Network or server authentication
Network authentication refers to the identification of users who are trying to gain access to a network or server. This type of authentication is used in communication protocols, VPNs, firewalls, and systems that control access to applications.
Secret key authentication
In a system that uses secret key authentication, the user and the system share a cryptographic session key that’s only known to the two parties. These keys are symmetric. In other words, they work for encryption and decryption. Communication protocols like Secure Sockets Layer (SSL) use secret key authorization to ensure the security of data transfer, like between a web browser and a website.
Physical security key
A physical security key is a piece of hardware that helps a user prove their identity and is an example of possession factor. A physical security key typically generates a unique code that is shared with a system for authentication. Physical security keys were only used by high-profile organizations, such as banks and intelligence agencies, over a decade ago.
However, many different types of platforms, such as gaming, ecommerce, and social media allow users to protect their accounts with physical security keys nowadays. For example, users can enable Facebook’s hardware key authentication for iOS and Android for an extra layer of possession factor security around their accounts.
Authentication best practices
- Watch out for malware designed to steal credentials or sensitive data, such as some kinds of Trojans, spyware, and keyloggers. Please also learn how to remove a keylogger because it can harvest keystrokes, screenshots, and other information to trick an authentication system.
- Set passwords that are at least ten characters long and carry a mix of numbers, symbols, and alphabets.
- Avoid using known patterns in passwords, such as a birthdate or the name of a favorite celebrity.
- Never store your login credentials in plain sight, such as a piece of paper on your desk. Encrypt passwords in devices.
- Give your password a helping hand by using MFA methods such as biometric identification or a security key.
- Be wary of social engineering attacks designed to steal your credentials.
- Avoid reusing your password; otherwise, a stolen password may result in multiple account breaches.
- Change your password regularly. Try using a reputable password manager for convenience.
- Encourage your organization’s network administrator to limit session lengths to prevent session hijacking.
- Administrators must monitor authentication logs and network data to react quickly to suspicious activity, such as multiple access attempts from suspicious IP addresses.
- Organizations should consider adopting a zero-trust architecture for greater security.
Authentication is the process of verifying the identity of a user, device, or system. It is a security mechanism used to ensure that the person or entity attempting to access a resource is authorized to do so.

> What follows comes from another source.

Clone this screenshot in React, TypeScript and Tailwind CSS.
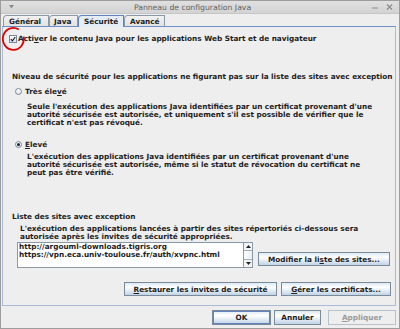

An example of authentication is when you log in to your email account using your username and password. The system checks your credentials against a database of authorized users to verify that you are who you claim to be. If your credentials match, you are granted access to your email account. This helps to prevent unauthorized access to your emails and protect your personal information.
Knowledge-based authentication: This type of authentication involves the user providing information that only they should know, such as a password, PIN, or answer to a security question.
Possession-based authentication: This type of authentication involves the user providing proof of possession of a physical object, such as a security token, smart card, or mobile device.
Inherence-based authentication: This type of authentication involves the user providing biometric information, such as a fingerprint, facial recognition, or iris scan, to verify their identity.